Goal
Go through the data and copy every line exactly, but not the images.

Dataset section

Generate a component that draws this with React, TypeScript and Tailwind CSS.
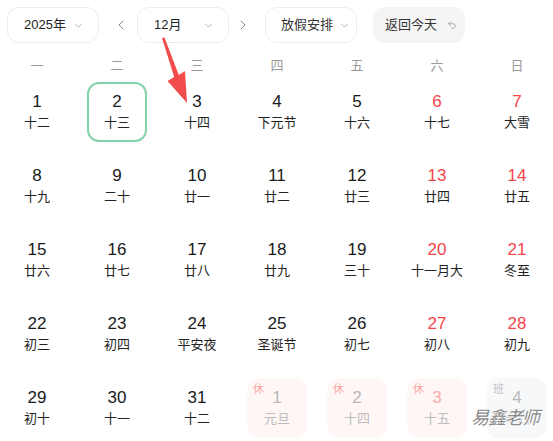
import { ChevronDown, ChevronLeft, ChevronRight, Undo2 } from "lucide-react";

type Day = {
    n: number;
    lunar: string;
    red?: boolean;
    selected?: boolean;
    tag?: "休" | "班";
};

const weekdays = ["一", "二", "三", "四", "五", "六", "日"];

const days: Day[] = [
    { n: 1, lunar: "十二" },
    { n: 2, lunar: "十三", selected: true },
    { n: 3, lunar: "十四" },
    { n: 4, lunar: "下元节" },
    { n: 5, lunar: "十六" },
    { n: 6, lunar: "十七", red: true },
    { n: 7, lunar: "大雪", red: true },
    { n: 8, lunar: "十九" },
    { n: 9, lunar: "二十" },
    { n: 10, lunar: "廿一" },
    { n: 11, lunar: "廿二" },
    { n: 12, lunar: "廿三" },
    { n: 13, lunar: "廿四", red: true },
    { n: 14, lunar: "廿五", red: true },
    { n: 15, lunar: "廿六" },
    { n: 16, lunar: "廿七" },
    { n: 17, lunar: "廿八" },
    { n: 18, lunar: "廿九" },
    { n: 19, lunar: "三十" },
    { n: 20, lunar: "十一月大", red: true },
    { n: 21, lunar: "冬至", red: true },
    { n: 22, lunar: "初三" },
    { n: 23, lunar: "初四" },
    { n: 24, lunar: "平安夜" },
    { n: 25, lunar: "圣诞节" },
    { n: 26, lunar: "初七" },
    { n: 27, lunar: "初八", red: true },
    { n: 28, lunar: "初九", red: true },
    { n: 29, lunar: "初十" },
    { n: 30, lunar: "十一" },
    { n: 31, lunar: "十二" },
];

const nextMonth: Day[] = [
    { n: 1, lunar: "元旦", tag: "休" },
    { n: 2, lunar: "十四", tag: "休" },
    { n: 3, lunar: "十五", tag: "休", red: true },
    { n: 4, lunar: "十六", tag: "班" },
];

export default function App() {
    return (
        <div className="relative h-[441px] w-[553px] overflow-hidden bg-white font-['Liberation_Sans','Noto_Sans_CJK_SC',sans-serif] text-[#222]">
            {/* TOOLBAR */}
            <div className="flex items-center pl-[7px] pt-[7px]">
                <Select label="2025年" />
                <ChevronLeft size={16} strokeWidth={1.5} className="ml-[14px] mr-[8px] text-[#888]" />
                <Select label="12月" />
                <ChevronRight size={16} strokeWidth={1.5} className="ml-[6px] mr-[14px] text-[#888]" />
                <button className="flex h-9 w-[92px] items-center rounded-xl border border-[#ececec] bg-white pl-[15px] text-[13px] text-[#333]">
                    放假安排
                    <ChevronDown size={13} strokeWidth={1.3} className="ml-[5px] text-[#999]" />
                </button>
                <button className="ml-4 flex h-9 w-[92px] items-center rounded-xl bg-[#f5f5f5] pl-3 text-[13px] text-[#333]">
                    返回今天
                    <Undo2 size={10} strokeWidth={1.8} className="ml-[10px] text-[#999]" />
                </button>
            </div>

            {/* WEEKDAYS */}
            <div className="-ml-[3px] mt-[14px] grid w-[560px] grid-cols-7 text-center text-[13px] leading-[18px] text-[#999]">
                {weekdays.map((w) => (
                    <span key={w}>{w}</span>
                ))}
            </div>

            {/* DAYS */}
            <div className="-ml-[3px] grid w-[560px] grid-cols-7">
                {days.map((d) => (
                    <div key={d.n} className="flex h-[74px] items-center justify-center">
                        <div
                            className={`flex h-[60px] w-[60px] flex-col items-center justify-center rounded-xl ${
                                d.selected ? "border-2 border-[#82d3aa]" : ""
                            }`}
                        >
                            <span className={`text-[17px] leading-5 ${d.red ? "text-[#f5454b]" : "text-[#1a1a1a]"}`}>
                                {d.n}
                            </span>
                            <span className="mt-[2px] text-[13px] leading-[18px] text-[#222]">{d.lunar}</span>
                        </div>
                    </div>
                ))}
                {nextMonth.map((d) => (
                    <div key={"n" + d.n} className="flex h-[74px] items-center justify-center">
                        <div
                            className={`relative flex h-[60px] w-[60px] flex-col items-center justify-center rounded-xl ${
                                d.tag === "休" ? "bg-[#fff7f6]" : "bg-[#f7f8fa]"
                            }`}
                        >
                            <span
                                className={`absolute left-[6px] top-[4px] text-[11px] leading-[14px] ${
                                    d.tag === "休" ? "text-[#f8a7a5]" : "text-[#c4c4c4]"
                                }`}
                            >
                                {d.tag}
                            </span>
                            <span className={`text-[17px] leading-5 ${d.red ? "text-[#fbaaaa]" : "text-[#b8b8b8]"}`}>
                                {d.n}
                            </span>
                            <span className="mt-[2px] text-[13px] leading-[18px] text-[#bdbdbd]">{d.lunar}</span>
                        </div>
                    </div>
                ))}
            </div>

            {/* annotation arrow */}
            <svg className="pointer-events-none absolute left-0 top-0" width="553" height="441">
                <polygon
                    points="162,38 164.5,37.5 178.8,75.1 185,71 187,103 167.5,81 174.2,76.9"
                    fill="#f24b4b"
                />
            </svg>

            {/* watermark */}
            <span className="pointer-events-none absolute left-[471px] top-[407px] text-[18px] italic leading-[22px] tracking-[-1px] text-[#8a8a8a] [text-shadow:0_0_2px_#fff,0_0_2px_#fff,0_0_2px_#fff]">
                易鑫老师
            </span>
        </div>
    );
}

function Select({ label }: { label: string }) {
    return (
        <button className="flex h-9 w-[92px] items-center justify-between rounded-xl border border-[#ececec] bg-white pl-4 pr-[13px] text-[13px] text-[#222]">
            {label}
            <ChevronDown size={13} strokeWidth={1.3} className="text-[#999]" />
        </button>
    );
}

Finished task
Generate a component that draws this with React, TypeScript and Tailwind CSS.
import { ChevronDown, ChevronLeft, ChevronRight, Undo2 } from "lucide-react";

type Day = {
    n: number;
    lunar: string;
    red?: boolean;
    selected?: boolean;
    tag?: "休" | "班";
};

const weekdays = ["一", "二", "三", "四", "五", "六", "日"];

const days: Day[] = [
    { n: 1, lunar: "十二" },
    { n: 2, lunar: "十三", selected: true },
    { n: 3, lunar: "十四" },
    { n: 4, lunar: "下元节" },
    { n: 5, lunar: "十六" },
    { n: 6, lunar: "十七", red: true },
    { n: 7, lunar: "大雪", red: true },
    { n: 8, lunar: "十九" },
    { n: 9, lunar: "二十" },
    { n: 10, lunar: "廿一" },
    { n: 11, lunar: "廿二" },
    { n: 12, lunar: "廿三" },
    { n: 13, lunar: "廿四", red: true },
    { n: 14, lunar: "廿五", red: true },
    { n: 15, lunar: "廿六" },
    { n: 16, lunar: "廿七" },
    { n: 17, lunar: "廿八" },
    { n: 18, lunar: "廿九" },
    { n: 19, lunar: "三十" },
    { n: 20, lunar: "十一月大", red: true },
    { n: 21, lunar: "冬至", red: true },
    { n: 22, lunar: "初三" },
    { n: 23, lunar: "初四" },
    { n: 24, lunar: "平安夜" },
    { n: 25, lunar: "圣诞节" },
    { n: 26, lunar: "初七" },
    { n: 27, lunar: "初八", red: true },
    { n: 28, lunar: "初九", red: true },
    { n: 29, lunar: "初十" },
    { n: 30, lunar: "十一" },
    { n: 31, lunar: "十二" },
];

const nextMonth: Day[] = [
    { n: 1, lunar: "元旦", tag: "休" },
    { n: 2, lunar: "十四", tag: "休" },
    { n: 3, lunar: "十五", tag: "休", red: true },
    { n: 4, lunar: "十六", tag: "班" },
];

export default function App() {
    return (
        <div className="relative h-[441px] w-[553px] overflow-hidden bg-white font-['Liberation_Sans','Noto_Sans_CJK_SC',sans-serif] text-[#222]">
            {/* TOOLBAR */}
            <div className="flex items-center pl-[7px] pt-[7px]">
                <Select label="2025年" />
                <ChevronLeft size={16} strokeWidth={1.5} className="ml-[14px] mr-[8px] text-[#888]" />
                <Select label="12月" />
                <ChevronRight size={16} strokeWidth={1.5} className="ml-[6px] mr-[14px] text-[#888]" />
                <button className="flex h-9 w-[92px] items-center rounded-xl border border-[#ececec] bg-white pl-[15px] text-[13px] text-[#333]">
                    放假安排
                    <ChevronDown size={13} strokeWidth={1.3} className="ml-[5px] text-[#999]" />
                </button>
                <button className="ml-4 flex h-9 w-[92px] items-center rounded-xl bg-[#f5f5f5] pl-3 text-[13px] text-[#333]">
                    返回今天
                    <Undo2 size={10} strokeWidth={1.8} className="ml-[10px] text-[#999]" />
                </button>
            </div>

            {/* WEEKDAYS */}
            <div className="-ml-[3px] mt-[14px] grid w-[560px] grid-cols-7 text-center text-[13px] leading-[18px] text-[#999]">
                {weekdays.map((w) => (
                    <span key={w}>{w}</span>
                ))}
            </div>

            {/* DAYS */}
            <div className="-ml-[3px] grid w-[560px] grid-cols-7">
                {days.map((d) => (
                    <div key={d.n} className="flex h-[74px] items-center justify-center">
                        <div
                            className={`flex h-[60px] w-[60px] flex-col items-center justify-center rounded-xl ${
                                d.selected ? "border-2 border-[#82d3aa]" : ""
                            }`}
                        >
                            <span className={`text-[17px] leading-5 ${d.red ? "text-[#f5454b]" : "text-[#1a1a1a]"}`}>
                                {d.n}
                            </span>
                            <span className="mt-[2px] text-[13px] leading-[18px] text-[#222]">{d.lunar}</span>
                        </div>
                    </div>
                ))}
                {nextMonth.map((d) => (
                    <div key={"n" + d.n} className="flex h-[74px] items-center justify-center">
                        <div
                            className={`relative flex h-[60px] w-[60px] flex-col items-center justify-center rounded-xl ${
                                d.tag === "休" ? "bg-[#fff7f6]" : "bg-[#f7f8fa]"
                            }`}
                        >
                            <span
                                className={`absolute left-[6px] top-[4px] text-[11px] leading-[14px] ${
                                    d.tag === "休" ? "text-[#f8a7a5]" : "text-[#c4c4c4]"
                                }`}
                            >
                                {d.tag}
                            </span>
                            <span className={`text-[17px] leading-5 ${d.red ? "text-[#fbaaaa]" : "text-[#b8b8b8]"}`}>
                                {d.n}
                            </span>
                            <span className="mt-[2px] text-[13px] leading-[18px] text-[#bdbdbd]">{d.lunar}</span>
                        </div>
                    </div>
                ))}
            </div>

            {/* annotation arrow */}
            <svg className="pointer-events-none absolute left-0 top-0" width="553" height="441">
                <polygon
                    points="162,38 164.5,37.5 178.8,75.1 185,71 187,103 167.5,81 174.2,76.9"
                    fill="#f24b4b"
                />
            </svg>

            {/* watermark */}
            <span className="pointer-events-none absolute left-[471px] top-[407px] text-[18px] italic leading-[22px] tracking-[-1px] text-[#8a8a8a] [text-shadow:0_0_2px_#fff,0_0_2px_#fff,0_0_2px_#fff]">
                易鑫老师
            </span>
        </div>
    );
}

function Select({ label }: { label: string }) {
    return (
        <button className="flex h-9 w-[92px] items-center justify-between rounded-xl border border-[#ececec] bg-white pl-4 pr-[13px] text-[13px] text-[#222]">
            {label}
            <ChevronDown size={13} strokeWidth={1.3} className="text-[#999]" />
        </button>
    );
}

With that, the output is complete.